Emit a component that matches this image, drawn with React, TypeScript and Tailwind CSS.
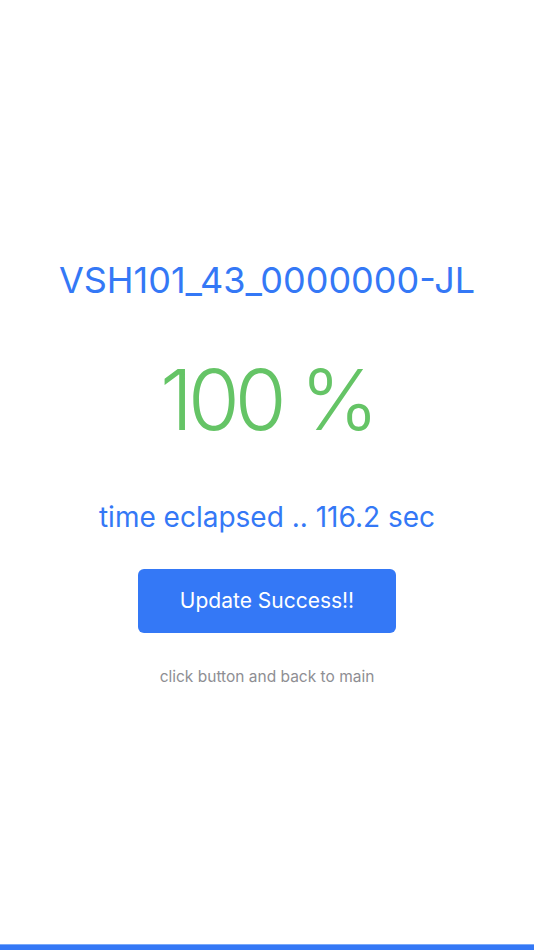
export default function App() {
  return (
    <div
      className="flex h-[950px] w-full flex-col items-center bg-white"
      style={{ fontFamily: 'Inter, Roboto, "Noto Sans", sans-serif' }}
    >
      {/* firmware name */}
      <h1 className="mt-[258px] text-[36px] leading-[44px] font-normal tracking-[0px] text-[#3478f6]">
        VSH101_43_0000000-JL
      </h1>

      {/* progress */}
      <div className="mt-[56px] text-[84px] leading-[84px] font-light tracking-[-5px] text-[#65c466]">100 %</div>

      <p className="mt-[58px] text-[28px] leading-[34px] text-[#3478f6]">time eclapsed .. 116.2 sec</p>

      <button className="mt-[35px] h-[64px] w-[258px] rounded-[6px] bg-[#3478f6] text-[21px] text-white">
        Update Success!!
      </button>

      <p className="mt-[34px] text-[15.5px] leading-[20px] text-[#8e8e93]">click button and back to main</p>

      <div className="mt-auto h-[6px] w-full border-t border-[#7aa9f9] bg-[#3478f6]" />
    </div>
  )
}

┄┄┄┄┄┄┄┄┄┄

» **WHAT THE TASK ASKS**: Repeat the material above in full and unchanged, minus its images.

» **OUTPUT FOR THIS EXERCISE**:
Emit a component that matches this image, drawn with React, TypeScript and Tailwind CSS.
export default function App() {
  return (
    <div
      className="flex h-[950px] w-full flex-col items-center bg-white"
      style={{ fontFamily: 'Inter, Roboto, "Noto Sans", sans-serif' }}
    >
      {/* firmware name */}
      <h1 className="mt-[258px] text-[36px] leading-[44px] font-normal tracking-[0px] text-[#3478f6]">
        VSH101_43_0000000-JL
      </h1>

      {/* progress */}
      <div className="mt-[56px] text-[84px] leading-[84px] font-light tracking-[-5px] text-[#65c466]">100 %</div>

      <p className="mt-[58px] text-[28px] leading-[34px] text-[#3478f6]">time eclapsed .. 116.2 sec</p>

      <button className="mt-[35px] h-[64px] w-[258px] rounded-[6px] bg-[#3478f6] text-[21px] text-white">
        Update Success!!
      </button>

      <p className="mt-[34px] text-[15.5px] leading-[20px] text-[#8e8e93]">click button and back to main</p>

      <div className="mt-auto h-[6px] w-full border-t border-[#7aa9f9] bg-[#3478f6]" />
    </div>
  )
}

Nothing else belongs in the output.